Stated problem » Repeat every line exactly, keeping the pictures out of the copy.

Information supplied »
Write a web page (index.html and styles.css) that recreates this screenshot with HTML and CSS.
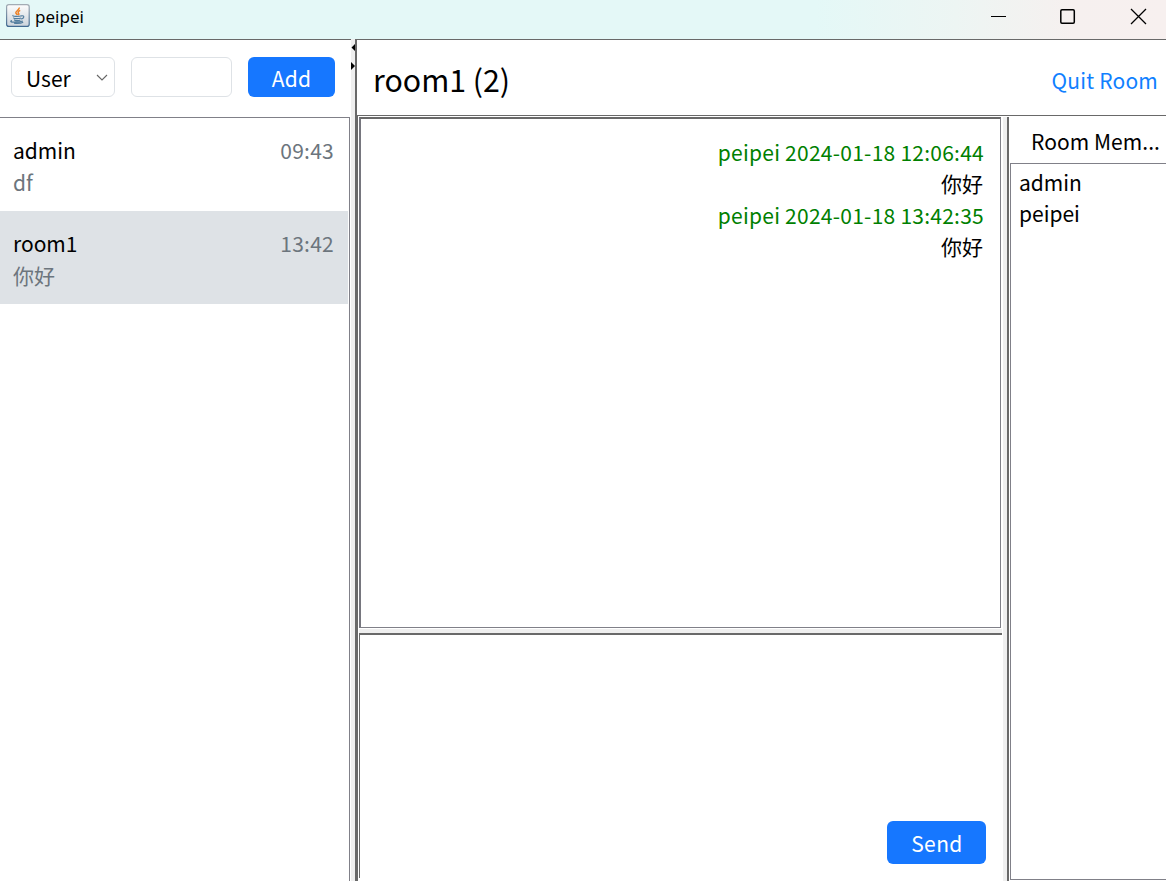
FILE: index.html
```
<!DOCTYPE html>
<html lang="en">
<head>
<meta charset="utf-8">
<title>peipei</title>
<link rel="stylesheet" href="styles.css">
</head>
<body>
<div class="window">
  <header class="titlebar">
    <svg class="app-icon" width="24" height="24" viewBox="0 0 24 24" fill="none">
      <defs>
        <linearGradient id="tile" x1="0" y1="0" x2="0" y2="1"><stop offset="0" stop-color="#fdfdfd"/><stop offset="1" stop-color="#cbd3db"/></linearGradient>
        <linearGradient id="edge" x1="0" y1="0" x2="0" y2="1"><stop offset="0" stop-color="#a3acb4"/><stop offset="1" stop-color="#426a92"/></linearGradient>
      </defs>
      <rect x=".6" y=".6" width="22.6" height="21.8" rx="2.2" fill="url(#tile)" stroke="url(#edge)" stroke-width="1.2"/>
      <path d="M13.2 3.6c.8 2.3-3.9 3.3-3.4 5.2.2.8 1.3 1.3 1.6 2.2M14.2 6.4c-2.8 1.3-2.3 2.3-1.4 3.3.3.6 0 1-.5 1.4" stroke="#ee8125" stroke-width="1.5"/>
      <path d="M7.4 11.4c-2.6 1 5.3 1.3 8.2.3M7.8 13.6c-.9 1.3 4.8 1.4 7.2.4M8.6 15.6c-.8 1.3 4 1.4 5.8.4M15.6 11.8c3.4-.6 2.5 2.8-.7 3.2M6 16.6c-5 1.7 6 2.2 10.8.4M8 19.2c3.2.4 7 .2 9.2-1" stroke="#527d9e" stroke-width="1.2"/>
    </svg>
    <span class="app-title">peipei</span>
    <svg class="controls" width="176" height="39" viewBox="990 0 176 39" fill="none" stroke="#000">
      <path d="M991 16.5h15"/>
      <rect x="1060.8" y="9.8" width="13.5" height="13.5" rx="1.2" stroke-width="1.5"/>
      <path d="M1131 9l15 15M1146 9l-15 15" stroke-width="1.3"/>
    </svg>
  </header>
  <div class="body">
    <aside class="sidebar">
      <div class="toolbar">
        <div class="select"><span>User</span>
          <svg width="12" height="8" viewBox="0 0 12 8" fill="none" stroke="#666" stroke-width="1.1"><path d="M1 1l5 5 5-5"/></svg>
        </div>
        <div class="field"></div>
        <div class="button add">Add</div>
      </div>
      <div class="chats">
        <div class="chat">
          <div class="row"><span>admin</span><span class="muted time">09:43</span></div>
          <div class="muted">df</div>
        </div>
        <div class="chat selected">
          <div class="row"><span>room1</span><span class="muted time">13:42</span></div>
          <div class="muted">你好</div>
        </div>
      </div>
    </aside>
    <div class="divider">
      <svg width="4" height="34" viewBox="0 0 4 34"><path d="M4 5v7L.5 8.5zM0 23v8L4 27z" fill="#000"/></svg>
    </div>
    <main class="main">
      <div class="room-head"><span class="room-name">room1 (2)</span><span class="quit">Quit Room</span></div>
      <div class="room">
        <div class="conversation">
          <div class="messages">
            <div class="meta">peipei 2024-01-18 12:06:44</div>
            <div class="text">你好</div>
            <div class="meta">peipei 2024-01-18 13:42:35</div>
            <div class="text">你好</div>
          </div>
          <div class="split"></div>
          <div class="compose"><div class="button send">Send</div></div>
        </div>
        <div class="members-divider"></div>
        <div class="members">
          <div class="members-title">Room Mem...</div>
          <div class="members-list"><div>admin</div><div>peipei</div></div>
        </div>
      </div>
    </main>
  </div>
</div>
</body>
</html>
```
FILE: styles.css
```
* { box-sizing: border-box; }
body {
  margin: 0;
  overflow: hidden;
  background: #fff;
  color: #000;
  font: 21px/31px "Noto Sans CJK SC", sans-serif;
}
.window { width: 1166px; height: 881px; display: flex; flex-direction: column; }
.titlebar {
  height: 39px;
  flex: none;
  display: flex;
  align-items: flex-start;
  background: linear-gradient(90deg, #e4f8f7 0, #e4f8f7 70%, #edf5f3 82%, #f6f0ef 92%, #f7f0ef 100%);
}
.app-icon { margin: 4px 0 0 6px; }
.app-title { margin: 2px 0 0 5px; font: 17px/29px "Noto Sans", sans-serif; }
.controls { margin-left: auto; }
.body { flex: 1; min-height: 0; display: flex; }
.sidebar { width: 351px; display: flex; flex-direction: column; border-top: 1px solid #696969; }
.toolbar { height: 77px; flex: none; display: flex; align-items: flex-start; padding: 17px 0 0 11px; }
.select, .field { height: 40px; border: 1px solid #dee2e6; border-radius: 6px; }
.select {
  width: 104px;
  display: flex;
  align-items: center;
  justify-content: space-between;
  padding: 2px 6px 0 14px;
}
.select svg { margin-top: 0; }
.field { width: 101px; margin: 0 16px; }
.button { background: #1677ff; color: #fff; border-radius: 6px; text-align: center; letter-spacing: .3px; }
.add { width: 87px; height: 40px; line-height: 43px; }
.chats { flex: 1; width: 350px; border: solid #808088; border-width: 1px 1px 0 0; }
.chat { width: 348px; height: 93px; padding: 16px 14px 0 13px; line-height: 32px; }
.selected { background: #dee2e6; }
.row { display: flex; justify-content: space-between; }
.muted { color: #6c757d; }
.time { letter-spacing: .25px; }
.divider { width: 4px; background: #efefef; }
.divider svg { display: block; }
.main { flex: 1; min-width: 0; display: flex; flex-direction: column; border-left: 2px solid #696969; }
.room-head {
  height: 77px;
  flex: none;
  display: flex;
  align-items: center;
  justify-content: space-between;
  border: solid #696969;
  border-width: 1px 0;
  padding: 5px 8px 0 16px;
}
.room-name { font-size: 30.3px; line-height: 40px; padding-bottom: 3px; }
.room { flex: 1; min-height: 0; display: flex; padding-top: 1px; border-left: 1px solid #696969; }
.conversation { width: 645px; padding-left: 1px; display: flex; flex-direction: column; }
.messages {
  width: 642px;
  height: 511px;
  padding: 17px 16px 0 0;
  text-align: right;
  border: 1px solid #808088;
  border-top: 2px solid #696969;
  border-left: 2px solid #76767e;
}
.meta { color: #008000; line-height: 32px; letter-spacing: .25px; }
.text { padding-right: 1px; }
.split { height: 6px; margin-top: 1px; width: 643px; background: #efefef; border-bottom: 2px solid #696969; }
.compose {
  width: 643px;
  height: 243px;
  border-left: 1px solid #696969;
  display: flex;
  align-items: flex-end;
  justify-content: flex-end;
  padding: 0 16px 14px 0;
}
.send { width: 99px; height: 43px; line-height: 45px; padding-left: 1px; letter-spacing: .4px; }
.members-divider { width: 6px; background: #efefef; border-right: 2px solid #696969; }
.members { flex: 1; min-width: 0; padding-left: 1px; display: flex; flex-direction: column; }
.members-title { height: 46px; padding-left: 21px; line-height: 48px; white-space: nowrap; letter-spacing: .05px; }
.members-list { height: 717px; padding: 3px 0 0 8px; border: solid #808088; border-width: 1px 0 1px 1px; }
.quit { color: #1080ff; letter-spacing: .2px; padding-top: 1px; }
```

Answer to this task »
Write a web page (index.html and styles.css) that recreates this screenshot with HTML and CSS.
FILE: index.html
```
<!DOCTYPE html>
<html lang="en">
<head>
<meta charset="utf-8">
<title>peipei</title>
<link rel="stylesheet" href="styles.css">
</head>
<body>
<div class="window">
  <header class="titlebar">
    <svg class="app-icon" width="24" height="24" viewBox="0 0 24 24" fill="none">
      <defs>
        <linearGradient id="tile" x1="0" y1="0" x2="0" y2="1"><stop offset="0" stop-color="#fdfdfd"/><stop offset="1" stop-color="#cbd3db"/></linearGradient>
        <linearGradient id="edge" x1="0" y1="0" x2="0" y2="1"><stop offset="0" stop-color="#a3acb4"/><stop offset="1" stop-color="#426a92"/></linearGradient>
      </defs>
      <rect x=".6" y=".6" width="22.6" height="21.8" rx="2.2" fill="url(#tile)" stroke="url(#edge)" stroke-width="1.2"/>
      <path d="M13.2 3.6c.8 2.3-3.9 3.3-3.4 5.2.2.8 1.3 1.3 1.6 2.2M14.2 6.4c-2.8 1.3-2.3 2.3-1.4 3.3.3.6 0 1-.5 1.4" stroke="#ee8125" stroke-width="1.5"/>
      <path d="M7.4 11.4c-2.6 1 5.3 1.3 8.2.3M7.8 13.6c-.9 1.3 4.8 1.4 7.2.4M8.6 15.6c-.8 1.3 4 1.4 5.8.4M15.6 11.8c3.4-.6 2.5 2.8-.7 3.2M6 16.6c-5 1.7 6 2.2 10.8.4M8 19.2c3.2.4 7 .2 9.2-1" stroke="#527d9e" stroke-width="1.2"/>
    </svg>
    <span class="app-title">peipei</span>
    <svg class="controls" width="176" height="39" viewBox="990 0 176 39" fill="none" stroke="#000">
      <path d="M991 16.5h15"/>
      <rect x="1060.8" y="9.8" width="13.5" height="13.5" rx="1.2" stroke-width="1.5"/>
      <path d="M1131 9l15 15M1146 9l-15 15" stroke-width="1.3"/>
    </svg>
  </header>
  <div class="body">
    <aside class="sidebar">
      <div class="toolbar">
        <div class="select"><span>User</span>
          <svg width="12" height="8" viewBox="0 0 12 8" fill="none" stroke="#666" stroke-width="1.1"><path d="M1 1l5 5 5-5"/></svg>
        </div>
        <div class="field"></div>
        <div class="button add">Add</div>
      </div>
      <div class="chats">
        <div class="chat">
          <div class="row"><span>admin</span><span class="muted time">09:43</span></div>
          <div class="muted">df</div>
        </div>
        <div class="chat selected">
          <div class="row"><span>room1</span><span class="muted time">13:42</span></div>
          <div class="muted">你好</div>
        </div>
      </div>
    </aside>
    <div class="divider">
      <svg width="4" height="34" viewBox="0 0 4 34"><path d="M4 5v7L.5 8.5zM0 23v8L4 27z" fill="#000"/></svg>
    </div>
    <main class="main">
      <div class="room-head"><span class="room-name">room1 (2)</span><span class="quit">Quit Room</span></div>
      <div class="room">
        <div class="conversation">
          <div class="messages">
            <div class="meta">peipei 2024-01-18 12:06:44</div>
            <div class="text">你好</div>
            <div class="meta">peipei 2024-01-18 13:42:35</div>
            <div class="text">你好</div>
          </div>
          <div class="split"></div>
          <div class="compose"><div class="button send">Send</div></div>
        </div>
        <div class="members-divider"></div>
        <div class="members">
          <div class="members-title">Room Mem...</div>
          <div class="members-list"><div>admin</div><div>peipei</div></div>
        </div>
      </div>
    </main>
  </div>
</div>
</body>
</html>
```
FILE: styles.css
```
* { box-sizing: border-box; }
body {
  margin: 0;
  overflow: hidden;
  background: #fff;
  color: #000;
  font: 21px/31px "Noto Sans CJK SC", sans-serif;
}
.window { width: 1166px; height: 881px; display: flex; flex-direction: column; }
.titlebar {
  height: 39px;
  flex: none;
  display: flex;
  align-items: flex-start;
  background: linear-gradient(90deg, #e4f8f7 0, #e4f8f7 70%, #edf5f3 82%, #f6f0ef 92%, #f7f0ef 100%);
}
.app-icon { margin: 4px 0 0 6px; }
.app-title { margin: 2px 0 0 5px; font: 17px/29px "Noto Sans", sans-serif; }
.controls { margin-left: auto; }
.body { flex: 1; min-height: 0; display: flex; }
.sidebar { width: 351px; display: flex; flex-direction: column; border-top: 1px solid #696969; }
.toolbar { height: 77px; flex: none; display: flex; align-items: flex-start; padding: 17px 0 0 11px; }
.select, .field { height: 40px; border: 1px solid #dee2e6; border-radius: 6px; }
.select {
  width: 104px;
  display: flex;
  align-items: center;
  justify-content: space-between;
  padding: 2px 6px 0 14px;
}
.select svg { margin-top: 0; }
.field { width: 101px; margin: 0 16px; }
.button { background: #1677ff; color: #fff; border-radius: 6px; text-align: center; letter-spacing: .3px; }
.add { width: 87px; height: 40px; line-height: 43px; }
.chats { flex: 1; width: 350px; border: solid #808088; border-width: 1px 1px 0 0; }
.chat { width: 348px; height: 93px; padding: 16px 14px 0 13px; line-height: 32px; }
.selected { background: #dee2e6; }
.row { display: flex; justify-content: space-between; }
.muted { color: #6c757d; }
.time { letter-spacing: .25px; }
.divider { width: 4px; background: #efefef; }
.divider svg { display: block; }
.main { flex: 1; min-width: 0; display: flex; flex-direction: column; border-left: 2px solid #696969; }
.room-head {
  height: 77px;
  flex: none;
  display: flex;
  align-items: center;
  justify-content: space-between;
  border: solid #696969;
  border-width: 1px 0;
  padding: 5px 8px 0 16px;
}
.room-name { font-size: 30.3px; line-height: 40px; padding-bottom: 3px; }
.room { flex: 1; min-height: 0; display: flex; padding-top: 1px; border-left: 1px solid #696969; }
.conversation { width: 645px; padding-left: 1px; display: flex; flex-direction: column; }
.messages {
  width: 642px;
  height: 511px;
  padding: 17px 16px 0 0;
  text-align: right;
  border: 1px solid #808088;
  border-top: 2px solid #696969;
  border-left: 2px solid #76767e;
}
.meta { color: #008000; line-height: 32px; letter-spacing: .25px; }
.text { padding-right: 1px; }
.split { height: 6px; margin-top: 1px; width: 643px; background: #efefef; border-bottom: 2px solid #696969; }
.compose {
  width: 643px;
  height: 243px;
  border-left: 1px solid #696969;
  display: flex;
  align-items: flex-end;
  justify-content: flex-end;
  padding: 0 16px 14px 0;
}
.send { width: 99px; height: 43px; line-height: 45px; padding-left: 1px; letter-spacing: .4px; }
.members-divider { width: 6px; background: #efefef; border-right: 2px solid #696969; }
.members { flex: 1; min-width: 0; padding-left: 1px; display: flex; flex-direction: column; }
.members-title { height: 46px; padding-left: 21px; line-height: 48px; white-space: nowrap; letter-spacing: .05px; }
.members-list { height: 717px; padding: 3px 0 0 8px; border: solid #808088; border-width: 1px 0 1px 1px; }
.quit { color: #1080ff; letter-spacing: .2px; padding-top: 1px; }
```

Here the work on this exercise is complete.